Gather all lines with the word "that" in them.

►

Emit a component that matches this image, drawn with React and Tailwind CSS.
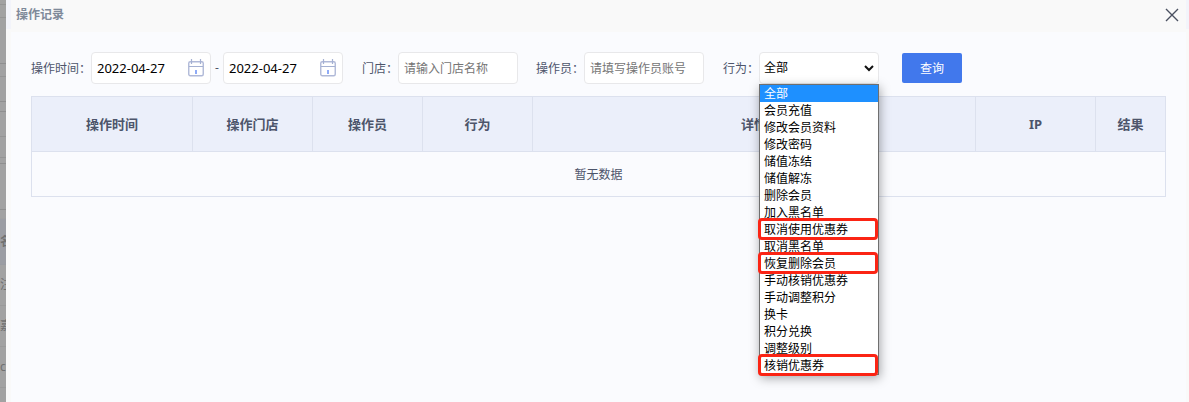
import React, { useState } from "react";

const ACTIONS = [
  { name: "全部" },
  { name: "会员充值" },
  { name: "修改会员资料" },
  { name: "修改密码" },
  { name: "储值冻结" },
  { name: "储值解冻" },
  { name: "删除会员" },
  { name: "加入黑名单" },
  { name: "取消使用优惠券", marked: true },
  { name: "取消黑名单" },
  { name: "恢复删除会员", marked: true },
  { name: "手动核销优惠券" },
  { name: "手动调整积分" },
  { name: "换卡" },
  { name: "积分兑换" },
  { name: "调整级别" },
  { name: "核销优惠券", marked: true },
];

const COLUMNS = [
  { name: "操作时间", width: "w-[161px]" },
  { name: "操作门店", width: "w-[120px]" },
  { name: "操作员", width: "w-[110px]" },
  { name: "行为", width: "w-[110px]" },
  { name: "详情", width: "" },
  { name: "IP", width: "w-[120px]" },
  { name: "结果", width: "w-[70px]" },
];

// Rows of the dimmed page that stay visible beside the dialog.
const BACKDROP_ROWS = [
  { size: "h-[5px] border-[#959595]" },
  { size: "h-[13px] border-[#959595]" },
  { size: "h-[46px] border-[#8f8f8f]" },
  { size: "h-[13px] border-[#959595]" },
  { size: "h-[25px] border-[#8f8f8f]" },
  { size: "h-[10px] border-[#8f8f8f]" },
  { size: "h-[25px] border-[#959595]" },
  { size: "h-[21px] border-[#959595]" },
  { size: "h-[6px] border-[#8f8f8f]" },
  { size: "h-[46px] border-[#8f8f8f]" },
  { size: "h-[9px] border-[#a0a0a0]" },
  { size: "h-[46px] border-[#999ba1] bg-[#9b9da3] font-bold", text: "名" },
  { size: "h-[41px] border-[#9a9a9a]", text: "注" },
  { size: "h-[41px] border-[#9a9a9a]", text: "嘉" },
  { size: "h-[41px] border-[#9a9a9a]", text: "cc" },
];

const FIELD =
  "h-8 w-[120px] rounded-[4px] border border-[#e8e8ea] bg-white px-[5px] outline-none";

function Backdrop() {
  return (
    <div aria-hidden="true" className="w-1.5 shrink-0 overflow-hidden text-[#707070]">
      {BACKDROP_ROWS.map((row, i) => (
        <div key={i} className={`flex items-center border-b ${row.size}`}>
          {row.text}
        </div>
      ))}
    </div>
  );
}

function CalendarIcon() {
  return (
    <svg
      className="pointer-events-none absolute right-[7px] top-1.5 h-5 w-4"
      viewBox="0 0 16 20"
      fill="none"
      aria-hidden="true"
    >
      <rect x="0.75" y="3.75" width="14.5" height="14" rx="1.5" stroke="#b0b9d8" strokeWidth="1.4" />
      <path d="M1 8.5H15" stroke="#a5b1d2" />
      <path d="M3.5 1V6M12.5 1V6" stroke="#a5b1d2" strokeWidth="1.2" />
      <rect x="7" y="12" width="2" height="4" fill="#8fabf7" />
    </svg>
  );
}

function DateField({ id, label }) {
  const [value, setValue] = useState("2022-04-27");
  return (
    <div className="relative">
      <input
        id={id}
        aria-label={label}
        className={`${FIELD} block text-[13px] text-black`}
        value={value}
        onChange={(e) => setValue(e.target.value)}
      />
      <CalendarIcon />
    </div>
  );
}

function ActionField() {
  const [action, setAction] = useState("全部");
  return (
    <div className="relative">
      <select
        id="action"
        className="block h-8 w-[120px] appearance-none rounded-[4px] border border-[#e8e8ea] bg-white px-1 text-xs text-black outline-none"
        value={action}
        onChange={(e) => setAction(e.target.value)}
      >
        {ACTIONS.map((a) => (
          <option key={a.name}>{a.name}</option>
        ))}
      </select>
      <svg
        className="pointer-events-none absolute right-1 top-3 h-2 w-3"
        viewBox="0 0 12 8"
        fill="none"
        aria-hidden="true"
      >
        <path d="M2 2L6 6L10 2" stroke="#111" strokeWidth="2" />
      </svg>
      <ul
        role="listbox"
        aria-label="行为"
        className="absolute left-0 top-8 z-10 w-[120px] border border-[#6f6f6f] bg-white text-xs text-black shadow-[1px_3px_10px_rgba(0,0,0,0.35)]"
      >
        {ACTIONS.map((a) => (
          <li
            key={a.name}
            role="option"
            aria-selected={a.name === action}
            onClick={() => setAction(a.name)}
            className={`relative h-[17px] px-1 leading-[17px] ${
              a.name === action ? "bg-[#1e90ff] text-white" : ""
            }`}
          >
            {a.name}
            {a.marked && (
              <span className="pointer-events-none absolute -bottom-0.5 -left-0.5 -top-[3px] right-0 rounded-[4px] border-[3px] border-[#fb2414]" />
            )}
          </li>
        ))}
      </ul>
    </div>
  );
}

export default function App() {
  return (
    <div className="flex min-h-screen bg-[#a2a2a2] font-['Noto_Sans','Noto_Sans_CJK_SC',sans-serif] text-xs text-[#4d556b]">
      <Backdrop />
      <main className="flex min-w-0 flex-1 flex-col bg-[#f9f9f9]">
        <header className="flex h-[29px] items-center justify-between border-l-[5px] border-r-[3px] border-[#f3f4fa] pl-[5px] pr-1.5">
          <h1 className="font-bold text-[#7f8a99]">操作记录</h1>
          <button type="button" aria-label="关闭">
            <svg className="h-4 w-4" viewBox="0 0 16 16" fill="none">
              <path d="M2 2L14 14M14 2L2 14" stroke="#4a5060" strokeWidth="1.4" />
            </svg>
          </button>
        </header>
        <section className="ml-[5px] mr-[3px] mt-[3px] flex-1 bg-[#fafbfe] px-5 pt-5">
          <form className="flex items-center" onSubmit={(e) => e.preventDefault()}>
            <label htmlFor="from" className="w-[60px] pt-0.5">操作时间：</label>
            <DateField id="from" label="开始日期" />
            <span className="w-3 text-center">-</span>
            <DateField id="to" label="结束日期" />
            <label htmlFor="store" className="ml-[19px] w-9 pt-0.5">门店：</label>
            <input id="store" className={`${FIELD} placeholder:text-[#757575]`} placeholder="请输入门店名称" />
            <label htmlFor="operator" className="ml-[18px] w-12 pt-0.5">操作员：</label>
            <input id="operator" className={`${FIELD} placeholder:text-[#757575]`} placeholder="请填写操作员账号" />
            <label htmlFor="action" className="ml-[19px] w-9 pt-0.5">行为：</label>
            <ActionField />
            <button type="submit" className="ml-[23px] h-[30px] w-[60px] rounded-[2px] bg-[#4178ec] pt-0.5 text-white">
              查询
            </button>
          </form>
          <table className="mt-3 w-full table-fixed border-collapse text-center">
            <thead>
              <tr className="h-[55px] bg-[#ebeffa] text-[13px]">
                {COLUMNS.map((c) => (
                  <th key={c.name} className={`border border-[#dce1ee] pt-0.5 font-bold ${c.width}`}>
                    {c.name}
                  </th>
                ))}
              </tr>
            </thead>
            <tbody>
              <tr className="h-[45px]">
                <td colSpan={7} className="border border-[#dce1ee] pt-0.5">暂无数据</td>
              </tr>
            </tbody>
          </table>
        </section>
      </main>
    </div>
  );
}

◄

The output:
Emit a component that matches this image, drawn with React and Tailwind CSS.
// Rows of the dimmed page that stay visible beside the dialog.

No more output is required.